While it is possible to repair this reasoning by introducing special operators that take two parameters (the number of discs, and the number of steps), it is simpler to try and express $R_n$ strictly in terms $n-1$ stacks and $1$ disc moves.

So, to move $n$ discs from $B$ to $A$, you need to move $n-1$ discs from $B$ to $A$ (counter-clockwise), then one disc from $B$ to $C$ (clockwise), then the $n-1$ discs from $A$ to $B$ (clockwise), then one disc from $C$ to $A$ (clockwise), then finally the $n-1$ discs from $B$ to $A$ (counter-clockwise).

Or,

\begin{aligned} R_n &= R_{n-1} + 1 + Q_{n-1} + 1 + R_{n-1}\\ & = 2R_{n-} + 1 + Q_{n-1} + 1\\ & = Q_n + Q_{n-1} + 1&&\text{definition of } Q_n\\ \end{aligned}

As the recurrence is expressed (initially) only in terms of necessary moves of strictly smaller stacks, there is no risk of hiding moves that are equivalent to no moves (as in my first attempt), so the equation is the minimum number of moves.

### Double Tower of Hanoi

#### Basic Problem

First, notice we should keep each pair together, because otherwise they would block larger discs from moving. So each pair of move should be used to relocate a pair of identical discs to another peg. So we should expect to need twice as many moves as the original tower.

More precisely, with $A(n)$ the number of moves required to solve a $2n$ Double Tower of Hanoi, we have:

\begin{aligned} (1) & = 2\\ A(n) & = A(n-1) + 2 + A(n-1)\\ & = 2A(n-1) + 2\\ \end{aligned}

Using $A(n) + 2= U(n)$, we get

\begin{aligned} U(1) & = 4\\ U(n) & = 2U(n-1)\\ & 2^{n+1}\\ A(n) & = 2^{n+1} -2\\ & = 2(T_n)\\ \end{aligned}

#### Order Preserving

If we consider all the $2n$ discs as different, then in $T_{2n}=2^{2n}-1$ moves, we can recreate the same order as the original.

Of course, we can do better. It is enough to move each pair an even number of times: the first time will switch their order; the second one will restore it, …

This is similar to the warmup problem where we cannot move any disc directly between any two pegs, so using the same constraint to move any pair would get us to the target order in less than $2\cdot 3^n-1$.

But there is still a better way.

A $2$ discs problem needs exactly $3$ moves. And the $4$ discs problem will require just $11$ moves, rather than the $18$ that the above formula predicts.

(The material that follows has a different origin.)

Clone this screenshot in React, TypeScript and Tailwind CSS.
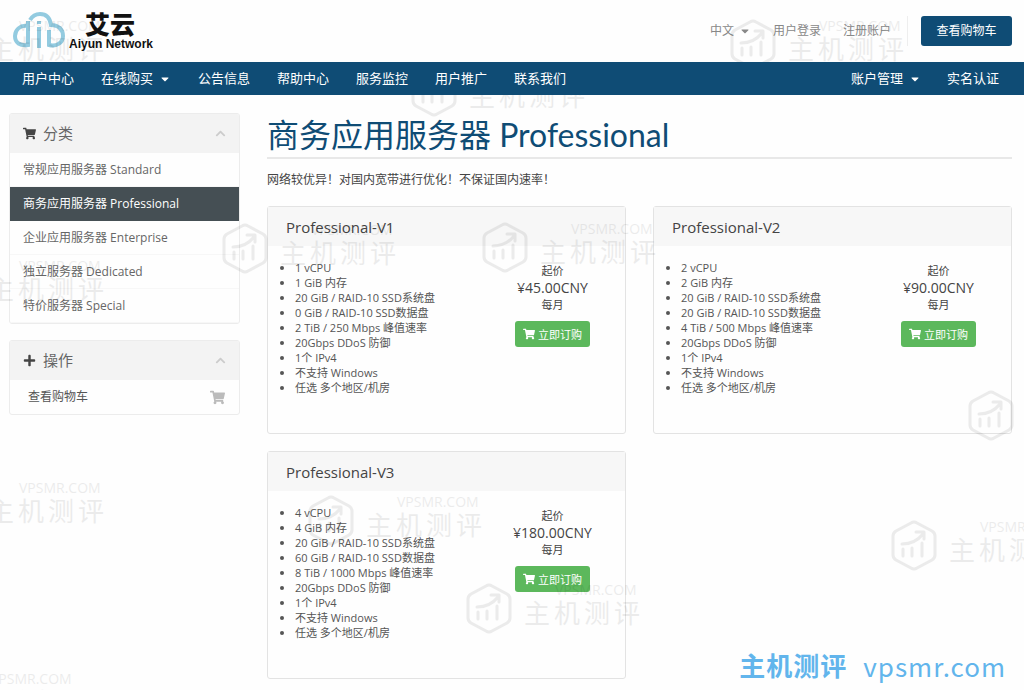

A wild guess: the number of moves is $4(2^n-1)-1$.

In trying to solve (or even write) the recurrence equation, it is important to keep in mind that several ways to move the discs, each with its own count, will be used.

We know we need two pairs of moves to relocate the two bottom discs while keeping the order (assuming there are other discs). In doing so, we will move the next two discs an even number of times, requiring another 2 times to keep their order. So as long as we make sure the last operation has the right (even) number of moves, we do not need to keep this constraint on the other operations.

To recap: we need to move the last pair of discs $2$ times. So we first move the $n-1$ pairs to a peg, then move the last pair to the other peg, then the $n-1$ pairs to the first peg, then the last pair to the last peg. At this stage, the $n-1$ discs have move an even number of times, so their in the right order, even if we used the non order preserving solution that was computed above (requiring $2T_{n-1}$ moves).

At this stage, a bit of notation should clarify:

\begin{aligned} B(1) & = 3\\ B(n) & = A(n-1) + 2 + A(n-1) + 2 + B(n-1)\\ & = 2T_{n-1} + 2 + 2T_{n-1} + 2 + B(n-1)\\ & = 4T_{n-1}+4+B(n-1)\\ \end{aligned}

Trying to prove the guess above:

\begin{aligned} B(1) & = 4(2^1-1) - 1\\ & = 3\\ B(n) & = 4(2^{n-1} -1) + 4 + B(n-1)\\ & = 4\cdot 2^{n-1} + 4(2^{n-1} - 1) -1\\ & = 4\cdot 2^n -4 -1\\ & = 4(2^n-1)-1 \end{aligned}

So the guess was right. It can also be rewritten as

\begin{aligned} 4(2^n-1)-1 & = 4\cdot 2^n - 4 -1\\ & = 2^{n+2} - 5\\ \end{aligned}

which is the book solution.

This being a bonus exercise, I currently experience an intense, although pointless, sense of pride and achievement.

No doubt the other exercises will cut me down to size.